Summer 2014’s most promising releases.
With convocation weekend upon Sackville, graduates are told to consider their undergraduate years, with all their ‘interdisciplinary’ forms of learning, as a checkpoint rather than a destination (I presume). Well, if indeed you are headed elsewhere after the harrowing task of saying something unique and original to Peter Mansbridge, I hope you land in a place with improved movie offerings—maybe even some of these. Here are a few summer releases full of promise (even when paltry budgets will prevent a lot of them from acquiring wide release status):
Boyhood, dir. Richard Linklater – July 11
What an interesting concept: Twelve years ago, Richard Linklater cast a six-year-old boy in the lead role of his very far upcoming Boyhood, which he continued to film for over a decade. Now, with the project finally concluded, one has only to hope for a wide release (though that’s unlikely, in this writer’s opinion). Linklater’s second film with Ethan Hawke in two years has already received overwhelming acclaim, and accolades to match. It premiered at the Sundance Film Festival in January, and later played at the Berlin Film Festival, where it won Linklater the best director award. Critics have compared it to Linklater’s impressive Before trilogy—particularly the deep emotional impact captured in a documentary style.
Jupiter Ascending, dir. Lana and Andy Wachowski – July 18
Coming off of their extremely ambitious yet ultimately underrated Cloud Atlas (2012) are the Wachowski siblings, back with yet another large-scale sci-fi epic which, despite the questionable casting of Channing Tatum in the lead role, could be the first great summer blockbuster.

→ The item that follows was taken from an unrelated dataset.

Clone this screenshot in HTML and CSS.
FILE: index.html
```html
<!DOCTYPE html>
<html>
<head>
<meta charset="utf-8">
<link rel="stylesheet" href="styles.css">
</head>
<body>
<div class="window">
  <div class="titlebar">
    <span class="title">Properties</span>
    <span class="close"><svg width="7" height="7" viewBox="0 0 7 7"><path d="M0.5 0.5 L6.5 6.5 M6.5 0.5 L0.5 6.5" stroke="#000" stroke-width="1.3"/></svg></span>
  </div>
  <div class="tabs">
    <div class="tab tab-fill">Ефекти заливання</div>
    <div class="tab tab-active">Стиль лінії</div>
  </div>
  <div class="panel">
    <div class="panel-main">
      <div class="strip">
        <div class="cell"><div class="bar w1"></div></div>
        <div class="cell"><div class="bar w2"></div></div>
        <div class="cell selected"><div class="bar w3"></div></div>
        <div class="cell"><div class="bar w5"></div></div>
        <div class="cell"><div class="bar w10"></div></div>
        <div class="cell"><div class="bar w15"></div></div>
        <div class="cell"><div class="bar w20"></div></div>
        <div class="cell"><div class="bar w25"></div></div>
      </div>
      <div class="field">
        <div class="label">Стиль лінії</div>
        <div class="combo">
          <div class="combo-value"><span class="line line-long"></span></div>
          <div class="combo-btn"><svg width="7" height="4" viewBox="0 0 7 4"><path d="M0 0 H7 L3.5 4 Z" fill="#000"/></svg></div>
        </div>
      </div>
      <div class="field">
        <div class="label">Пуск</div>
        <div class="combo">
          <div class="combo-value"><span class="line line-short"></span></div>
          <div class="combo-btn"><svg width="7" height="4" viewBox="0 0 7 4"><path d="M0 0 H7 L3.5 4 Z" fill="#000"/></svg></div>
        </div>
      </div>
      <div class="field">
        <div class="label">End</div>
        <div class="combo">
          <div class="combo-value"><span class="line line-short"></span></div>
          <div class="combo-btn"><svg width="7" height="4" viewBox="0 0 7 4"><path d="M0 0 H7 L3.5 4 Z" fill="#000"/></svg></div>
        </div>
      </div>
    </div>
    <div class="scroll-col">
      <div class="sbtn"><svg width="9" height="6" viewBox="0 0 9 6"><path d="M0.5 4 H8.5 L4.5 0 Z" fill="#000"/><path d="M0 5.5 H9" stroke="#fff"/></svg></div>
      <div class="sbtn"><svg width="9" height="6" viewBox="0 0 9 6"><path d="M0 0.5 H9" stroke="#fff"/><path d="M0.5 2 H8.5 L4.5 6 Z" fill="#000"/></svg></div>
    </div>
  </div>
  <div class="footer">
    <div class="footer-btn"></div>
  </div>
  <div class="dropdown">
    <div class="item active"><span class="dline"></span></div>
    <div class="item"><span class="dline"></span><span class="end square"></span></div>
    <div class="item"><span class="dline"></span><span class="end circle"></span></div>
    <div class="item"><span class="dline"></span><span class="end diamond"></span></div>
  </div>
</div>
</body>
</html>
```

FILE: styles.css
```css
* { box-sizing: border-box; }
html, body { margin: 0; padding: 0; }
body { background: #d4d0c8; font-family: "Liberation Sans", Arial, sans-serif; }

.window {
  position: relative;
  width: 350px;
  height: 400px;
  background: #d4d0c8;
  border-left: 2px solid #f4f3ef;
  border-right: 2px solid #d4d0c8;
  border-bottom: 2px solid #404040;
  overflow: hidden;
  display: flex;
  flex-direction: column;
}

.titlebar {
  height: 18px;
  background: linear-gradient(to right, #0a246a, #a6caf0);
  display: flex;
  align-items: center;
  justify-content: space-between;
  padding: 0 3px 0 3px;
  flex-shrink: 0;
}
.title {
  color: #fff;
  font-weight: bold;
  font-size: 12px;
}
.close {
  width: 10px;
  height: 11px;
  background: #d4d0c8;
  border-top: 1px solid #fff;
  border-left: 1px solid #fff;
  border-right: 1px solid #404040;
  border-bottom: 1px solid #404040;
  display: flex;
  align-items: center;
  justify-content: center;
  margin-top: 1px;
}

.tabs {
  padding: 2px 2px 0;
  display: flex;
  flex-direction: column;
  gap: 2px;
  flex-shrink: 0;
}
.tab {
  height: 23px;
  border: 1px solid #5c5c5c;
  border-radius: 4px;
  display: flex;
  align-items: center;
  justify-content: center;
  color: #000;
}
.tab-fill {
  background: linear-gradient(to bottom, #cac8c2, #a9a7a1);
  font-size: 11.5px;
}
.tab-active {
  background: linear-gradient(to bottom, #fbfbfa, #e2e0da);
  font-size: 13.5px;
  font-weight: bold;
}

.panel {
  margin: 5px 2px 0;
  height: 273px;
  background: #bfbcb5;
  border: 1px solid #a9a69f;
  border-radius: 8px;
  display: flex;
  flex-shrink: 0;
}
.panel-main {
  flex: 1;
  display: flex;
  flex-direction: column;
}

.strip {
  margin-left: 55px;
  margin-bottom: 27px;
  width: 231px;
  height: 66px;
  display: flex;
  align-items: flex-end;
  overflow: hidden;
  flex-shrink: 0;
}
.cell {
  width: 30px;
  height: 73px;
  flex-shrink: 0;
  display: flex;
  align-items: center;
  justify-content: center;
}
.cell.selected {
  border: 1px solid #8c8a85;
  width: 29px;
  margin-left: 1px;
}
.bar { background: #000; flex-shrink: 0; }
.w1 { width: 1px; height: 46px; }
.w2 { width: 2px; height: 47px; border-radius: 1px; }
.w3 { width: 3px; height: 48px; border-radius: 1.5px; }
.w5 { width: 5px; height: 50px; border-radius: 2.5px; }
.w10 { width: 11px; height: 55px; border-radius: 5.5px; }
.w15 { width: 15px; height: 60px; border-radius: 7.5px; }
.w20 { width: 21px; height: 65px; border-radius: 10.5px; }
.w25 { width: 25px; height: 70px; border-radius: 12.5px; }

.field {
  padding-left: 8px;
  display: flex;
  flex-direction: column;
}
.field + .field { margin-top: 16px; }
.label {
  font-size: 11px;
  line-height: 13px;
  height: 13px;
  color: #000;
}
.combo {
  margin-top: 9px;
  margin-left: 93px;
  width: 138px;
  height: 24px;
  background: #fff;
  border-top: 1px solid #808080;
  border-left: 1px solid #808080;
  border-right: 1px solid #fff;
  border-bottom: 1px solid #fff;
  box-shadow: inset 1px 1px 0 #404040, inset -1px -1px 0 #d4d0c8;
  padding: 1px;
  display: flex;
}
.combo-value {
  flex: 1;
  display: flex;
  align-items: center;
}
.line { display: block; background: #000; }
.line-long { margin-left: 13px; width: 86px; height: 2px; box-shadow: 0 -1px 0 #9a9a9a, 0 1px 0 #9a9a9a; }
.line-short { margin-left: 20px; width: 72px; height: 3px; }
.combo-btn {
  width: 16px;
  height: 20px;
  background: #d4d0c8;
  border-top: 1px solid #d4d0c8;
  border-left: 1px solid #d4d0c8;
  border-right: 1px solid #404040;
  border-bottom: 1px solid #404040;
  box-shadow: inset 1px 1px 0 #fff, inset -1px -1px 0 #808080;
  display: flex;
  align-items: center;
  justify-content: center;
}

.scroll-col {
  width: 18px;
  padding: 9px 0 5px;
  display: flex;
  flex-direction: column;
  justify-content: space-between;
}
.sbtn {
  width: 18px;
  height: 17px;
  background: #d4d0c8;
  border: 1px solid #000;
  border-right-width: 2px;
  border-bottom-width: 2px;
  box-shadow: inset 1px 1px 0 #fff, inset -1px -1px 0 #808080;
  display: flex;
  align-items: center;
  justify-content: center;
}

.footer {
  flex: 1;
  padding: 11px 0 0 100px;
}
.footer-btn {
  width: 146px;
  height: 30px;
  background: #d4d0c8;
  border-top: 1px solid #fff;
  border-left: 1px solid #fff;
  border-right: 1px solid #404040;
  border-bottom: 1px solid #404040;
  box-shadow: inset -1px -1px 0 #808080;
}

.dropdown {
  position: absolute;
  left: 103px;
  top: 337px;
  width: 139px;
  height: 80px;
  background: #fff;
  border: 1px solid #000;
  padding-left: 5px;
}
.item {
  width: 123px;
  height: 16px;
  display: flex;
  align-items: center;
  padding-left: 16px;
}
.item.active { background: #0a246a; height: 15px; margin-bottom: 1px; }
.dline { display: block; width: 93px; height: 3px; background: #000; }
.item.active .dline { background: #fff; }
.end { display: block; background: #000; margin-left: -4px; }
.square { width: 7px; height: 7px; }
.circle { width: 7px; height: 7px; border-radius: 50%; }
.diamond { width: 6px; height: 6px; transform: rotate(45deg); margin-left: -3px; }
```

A Most Wanted Man, dir. Anton Corbijn – July 25
This is the first of four films to be released featuring a posthumous performance by Philip Seymour Hoffman (two of which will be entries in the Hunger Games saga). A Most Wanted Man, which is Dutch director Anton Corbijn’s third feature film and his second venture into the spy genre, adapts a recent John le Carré novel and promises a textured narrative, adrenaline-pumping thrills, and tragedy in le Carré’s finally discovering a perfect foil of an actor for his character in Hoffman.
99 Homes, dir. Ramin Bahrani
Ramin Bahrani, whom Roger Ebert called “the director of the decade,” hasn’t made a bad move—or movie, for that matter—in his career. He is an exciting new presence on the film circuit and his films gracefully handle their subjects, most of whom are immigrants, like Bahrani’s Iranian-born parents. 99 Homes will tell the story of a father (Andrew Garfield, pictured) whose family is evicted by a greedy real estate broker, and who then works for said broker to try to purchase back his home.
Aside from these releases, the fall will again be replete with ‘Oscar bait’ films, movies for which studios will launch campaigns to help secure awards and, in turn, larger audiences. Here are some to look out for:
The Search, directed by Michel Hazanavicius (The Artist).
Foxcatcher, directed by Bennett Miller (Capote, Moneyball).
Inherent Vice, directed by Paul Thomas Anderson (Magnolia, There Will Be Blood) and adapted from a Thomas Pynchon novel.
Gone Girl, directed by David Fincher (The Social Network, Fight Club).
Interstellar, directed by Christopher Nolan (The Dark Knight, Inception).
Knight of Cups, or another untitled Terrence Malick (The Tree of Life, The Thin Red Line, Days of Heaven) venture.